- **What is needed**: Only the pictures are omitted; repeat all other data exactly.

- **Information shown**:
____________

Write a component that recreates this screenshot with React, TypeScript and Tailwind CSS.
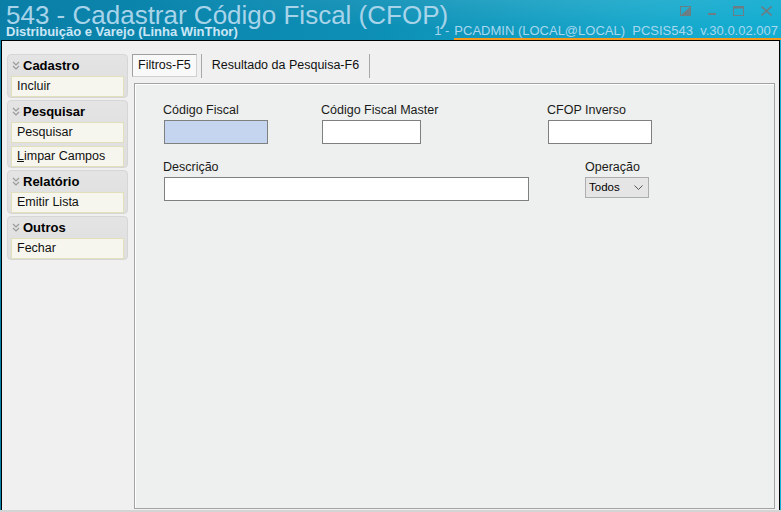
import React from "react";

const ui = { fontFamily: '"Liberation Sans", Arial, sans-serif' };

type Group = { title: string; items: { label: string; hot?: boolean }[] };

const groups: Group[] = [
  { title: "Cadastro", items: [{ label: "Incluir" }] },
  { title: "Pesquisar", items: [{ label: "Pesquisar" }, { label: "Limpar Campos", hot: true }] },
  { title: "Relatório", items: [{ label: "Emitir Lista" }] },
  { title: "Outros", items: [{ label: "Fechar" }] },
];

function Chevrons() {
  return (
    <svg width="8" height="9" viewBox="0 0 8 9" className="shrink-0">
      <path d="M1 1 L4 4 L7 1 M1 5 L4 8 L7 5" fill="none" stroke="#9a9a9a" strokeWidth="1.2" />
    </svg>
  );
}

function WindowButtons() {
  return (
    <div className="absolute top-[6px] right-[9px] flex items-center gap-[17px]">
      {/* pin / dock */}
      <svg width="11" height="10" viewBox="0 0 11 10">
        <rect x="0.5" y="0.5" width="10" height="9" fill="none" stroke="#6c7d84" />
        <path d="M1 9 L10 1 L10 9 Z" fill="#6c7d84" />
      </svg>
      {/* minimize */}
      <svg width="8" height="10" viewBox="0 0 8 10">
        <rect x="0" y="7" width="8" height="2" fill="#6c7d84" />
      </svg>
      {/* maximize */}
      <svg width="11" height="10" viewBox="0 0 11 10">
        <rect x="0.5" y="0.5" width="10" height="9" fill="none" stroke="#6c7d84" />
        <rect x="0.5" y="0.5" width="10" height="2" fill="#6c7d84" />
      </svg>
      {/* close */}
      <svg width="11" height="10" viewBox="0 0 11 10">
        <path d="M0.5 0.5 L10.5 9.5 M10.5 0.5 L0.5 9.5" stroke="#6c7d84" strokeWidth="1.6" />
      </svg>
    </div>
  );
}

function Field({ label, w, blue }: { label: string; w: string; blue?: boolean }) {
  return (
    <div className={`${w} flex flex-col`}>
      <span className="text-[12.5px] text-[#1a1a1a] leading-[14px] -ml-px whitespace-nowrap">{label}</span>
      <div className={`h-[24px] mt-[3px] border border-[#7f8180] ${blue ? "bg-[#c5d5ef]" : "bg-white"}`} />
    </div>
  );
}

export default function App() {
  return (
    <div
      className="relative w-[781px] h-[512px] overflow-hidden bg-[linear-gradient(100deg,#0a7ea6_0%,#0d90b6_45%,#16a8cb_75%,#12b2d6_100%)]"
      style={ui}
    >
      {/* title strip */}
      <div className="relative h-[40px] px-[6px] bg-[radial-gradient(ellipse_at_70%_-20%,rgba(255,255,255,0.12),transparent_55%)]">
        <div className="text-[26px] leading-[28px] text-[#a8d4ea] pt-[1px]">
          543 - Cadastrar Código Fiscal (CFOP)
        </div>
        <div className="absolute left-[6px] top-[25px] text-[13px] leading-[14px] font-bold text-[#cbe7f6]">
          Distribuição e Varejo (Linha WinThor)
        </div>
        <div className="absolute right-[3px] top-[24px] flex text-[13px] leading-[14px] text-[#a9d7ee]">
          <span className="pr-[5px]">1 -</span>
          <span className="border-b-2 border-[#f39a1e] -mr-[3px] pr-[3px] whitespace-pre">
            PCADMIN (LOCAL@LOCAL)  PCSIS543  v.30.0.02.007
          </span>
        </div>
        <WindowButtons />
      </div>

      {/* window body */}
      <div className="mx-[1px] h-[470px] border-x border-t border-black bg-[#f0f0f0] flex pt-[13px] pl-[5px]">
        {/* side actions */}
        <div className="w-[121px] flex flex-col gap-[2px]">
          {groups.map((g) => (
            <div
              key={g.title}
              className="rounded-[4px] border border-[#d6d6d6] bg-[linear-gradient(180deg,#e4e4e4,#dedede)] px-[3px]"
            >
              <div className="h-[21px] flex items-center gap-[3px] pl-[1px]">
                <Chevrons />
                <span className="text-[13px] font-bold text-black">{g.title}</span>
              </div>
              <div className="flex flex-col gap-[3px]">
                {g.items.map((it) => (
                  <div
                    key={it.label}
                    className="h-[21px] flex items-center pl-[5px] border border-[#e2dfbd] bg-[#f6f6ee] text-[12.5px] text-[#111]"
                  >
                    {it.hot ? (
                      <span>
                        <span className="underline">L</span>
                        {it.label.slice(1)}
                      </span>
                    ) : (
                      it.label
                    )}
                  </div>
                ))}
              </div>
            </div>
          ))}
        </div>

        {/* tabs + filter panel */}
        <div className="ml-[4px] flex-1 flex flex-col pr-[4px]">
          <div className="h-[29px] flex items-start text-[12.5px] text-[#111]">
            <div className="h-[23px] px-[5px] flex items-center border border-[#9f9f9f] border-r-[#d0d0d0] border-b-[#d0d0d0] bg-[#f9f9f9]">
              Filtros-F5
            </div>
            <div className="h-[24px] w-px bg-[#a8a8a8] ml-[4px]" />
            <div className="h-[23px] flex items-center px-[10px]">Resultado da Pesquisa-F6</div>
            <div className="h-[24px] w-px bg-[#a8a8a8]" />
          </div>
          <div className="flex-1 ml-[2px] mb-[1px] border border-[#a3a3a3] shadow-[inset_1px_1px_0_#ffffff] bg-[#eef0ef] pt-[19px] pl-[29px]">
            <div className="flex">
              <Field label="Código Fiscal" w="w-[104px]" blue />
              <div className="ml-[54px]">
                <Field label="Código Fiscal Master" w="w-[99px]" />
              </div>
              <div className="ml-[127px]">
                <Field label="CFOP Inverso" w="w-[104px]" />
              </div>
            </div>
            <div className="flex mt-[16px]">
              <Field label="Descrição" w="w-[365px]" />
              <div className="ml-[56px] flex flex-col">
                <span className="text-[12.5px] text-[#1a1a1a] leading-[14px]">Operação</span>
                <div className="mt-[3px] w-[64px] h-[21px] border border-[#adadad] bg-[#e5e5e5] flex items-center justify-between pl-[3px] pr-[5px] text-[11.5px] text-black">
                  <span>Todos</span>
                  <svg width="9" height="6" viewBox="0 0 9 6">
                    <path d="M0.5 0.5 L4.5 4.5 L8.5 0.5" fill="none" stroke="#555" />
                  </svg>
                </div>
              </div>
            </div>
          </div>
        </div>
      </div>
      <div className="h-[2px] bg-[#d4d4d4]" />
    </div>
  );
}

____________

- **Solution**:
Write a component that recreates this screenshot with React, TypeScript and Tailwind CSS.
import React from "react";

const ui = { fontFamily: '"Liberation Sans", Arial, sans-serif' };

type Group = { title: string; items: { label: string; hot?: boolean }[] };

const groups: Group[] = [
  { title: "Cadastro", items: [{ label: "Incluir" }] },
  { title: "Pesquisar", items: [{ label: "Pesquisar" }, { label: "Limpar Campos", hot: true }] },
  { title: "Relatório", items: [{ label: "Emitir Lista" }] },
  { title: "Outros", items: [{ label: "Fechar" }] },
];

function Chevrons() {
  return (
    <svg width="8" height="9" viewBox="0 0 8 9" className="shrink-0">
      <path d="M1 1 L4 4 L7 1 M1 5 L4 8 L7 5" fill="none" stroke="#9a9a9a" strokeWidth="1.2" />
    </svg>
  );
}

function WindowButtons() {
  return (
    <div className="absolute top-[6px] right-[9px] flex items-center gap-[17px]">
      {/* pin / dock */}
      <svg width="11" height="10" viewBox="0 0 11 10">
        <rect x="0.5" y="0.5" width="10" height="9" fill="none" stroke="#6c7d84" />
        <path d="M1 9 L10 1 L10 9 Z" fill="#6c7d84" />
      </svg>
      {/* minimize */}
      <svg width="8" height="10" viewBox="0 0 8 10">
        <rect x="0" y="7" width="8" height="2" fill="#6c7d84" />
      </svg>
      {/* maximize */}
      <svg width="11" height="10" viewBox="0 0 11 10">
        <rect x="0.5" y="0.5" width="10" height="9" fill="none" stroke="#6c7d84" />
        <rect x="0.5" y="0.5" width="10" height="2" fill="#6c7d84" />
      </svg>
      {/* close */}
      <svg width="11" height="10" viewBox="0 0 11 10">
        <path d="M0.5 0.5 L10.5 9.5 M10.5 0.5 L0.5 9.5" stroke="#6c7d84" strokeWidth="1.6" />
      </svg>
    </div>
  );
}

function Field({ label, w, blue }: { label: string; w: string; blue?: boolean }) {
  return (
    <div className={`${w} flex flex-col`}>
      <span className="text-[12.5px] text-[#1a1a1a] leading-[14px] -ml-px whitespace-nowrap">{label}</span>
      <div className={`h-[24px] mt-[3px] border border-[#7f8180] ${blue ? "bg-[#c5d5ef]" : "bg-white"}`} />
    </div>
  );
}

export default function App() {
  return (
    <div
      className="relative w-[781px] h-[512px] overflow-hidden bg-[linear-gradient(100deg,#0a7ea6_0%,#0d90b6_45%,#16a8cb_75%,#12b2d6_100%)]"
      style={ui}
    >
      {/* title strip */}
      <div className="relative h-[40px] px-[6px] bg-[radial-gradient(ellipse_at_70%_-20%,rgba(255,255,255,0.12),transparent_55%)]">
        <div className="text-[26px] leading-[28px] text-[#a8d4ea] pt-[1px]">
          543 - Cadastrar Código Fiscal (CFOP)
        </div>
        <div className="absolute left-[6px] top-[25px] text-[13px] leading-[14px] font-bold text-[#cbe7f6]">
          Distribuição e Varejo (Linha WinThor)
        </div>
        <div className="absolute right-[3px] top-[24px] flex text-[13px] leading-[14px] text-[#a9d7ee]">
          <span className="pr-[5px]">1 -</span>
          <span className="border-b-2 border-[#f39a1e] -mr-[3px] pr-[3px] whitespace-pre">
            PCADMIN (LOCAL@LOCAL)  PCSIS543  v.30.0.02.007
          </span>
        </div>
        <WindowButtons />
      </div>

      {/* window body */}
      <div className="mx-[1px] h-[470px] border-x border-t border-black bg-[#f0f0f0] flex pt-[13px] pl-[5px]">
        {/* side actions */}
        <div className="w-[121px] flex flex-col gap-[2px]">
          {groups.map((g) => (
            <div
              key={g.title}
              className="rounded-[4px] border border-[#d6d6d6] bg-[linear-gradient(180deg,#e4e4e4,#dedede)] px-[3px]"
            >
              <div className="h-[21px] flex items-center gap-[3px] pl-[1px]">
                <Chevrons />
                <span className="text-[13px] font-bold text-black">{g.title}</span>
              </div>
              <div className="flex flex-col gap-[3px]">
                {g.items.map((it) => (
                  <div
                    key={it.label}
                    className="h-[21px] flex items-center pl-[5px] border border-[#e2dfbd] bg-[#f6f6ee] text-[12.5px] text-[#111]"
                  >
                    {it.hot ? (
                      <span>
                        <span className="underline">L</span>
                        {it.label.slice(1)}
                      </span>
                    ) : (
                      it.label
                    )}
                  </div>
                ))}
              </div>
            </div>
          ))}
        </div>

        {/* tabs + filter panel */}
        <div className="ml-[4px] flex-1 flex flex-col pr-[4px]">
          <div className="h-[29px] flex items-start text-[12.5px] text-[#111]">
            <div className="h-[23px] px-[5px] flex items-center border border-[#9f9f9f] border-r-[#d0d0d0] border-b-[#d0d0d0] bg-[#f9f9f9]">
              Filtros-F5
            </div>
            <div className="h-[24px] w-px bg-[#a8a8a8] ml-[4px]" />
            <div className="h-[23px] flex items-center px-[10px]">Resultado da Pesquisa-F6</div>
            <div className="h-[24px] w-px bg-[#a8a8a8]" />
          </div>
          <div className="flex-1 ml-[2px] mb-[1px] border border-[#a3a3a3] shadow-[inset_1px_1px_0_#ffffff] bg-[#eef0ef] pt-[19px] pl-[29px]">
            <div className="flex">
              <Field label="Código Fiscal" w="w-[104px]" blue />
              <div className="ml-[54px]">
                <Field label="Código Fiscal Master" w="w-[99px]" />
              </div>
              <div className="ml-[127px]">
                <Field label="CFOP Inverso" w="w-[104px]" />
              </div>
            </div>
            <div className="flex mt-[16px]">
              <Field label="Descrição" w="w-[365px]" />
              <div className="ml-[56px] flex flex-col">
                <span className="text-[12.5px] text-[#1a1a1a] leading-[14px]">Operação</span>
                <div className="mt-[3px] w-[64px] h-[21px] border border-[#adadad] bg-[#e5e5e5] flex items-center justify-between pl-[3px] pr-[5px] text-[11.5px] text-black">
                  <span>Todos</span>
                  <svg width="9" height="6" viewBox="0 0 9 6">
                    <path d="M0.5 0.5 L4.5 4.5 L8.5 0.5" fill="none" stroke="#555" />
                  </svg>
                </div>
              </div>
            </div>
          </div>
        </div>
      </div>
      <div className="h-[2px] bg-[#d4d4d4]" />
    </div>
  );
}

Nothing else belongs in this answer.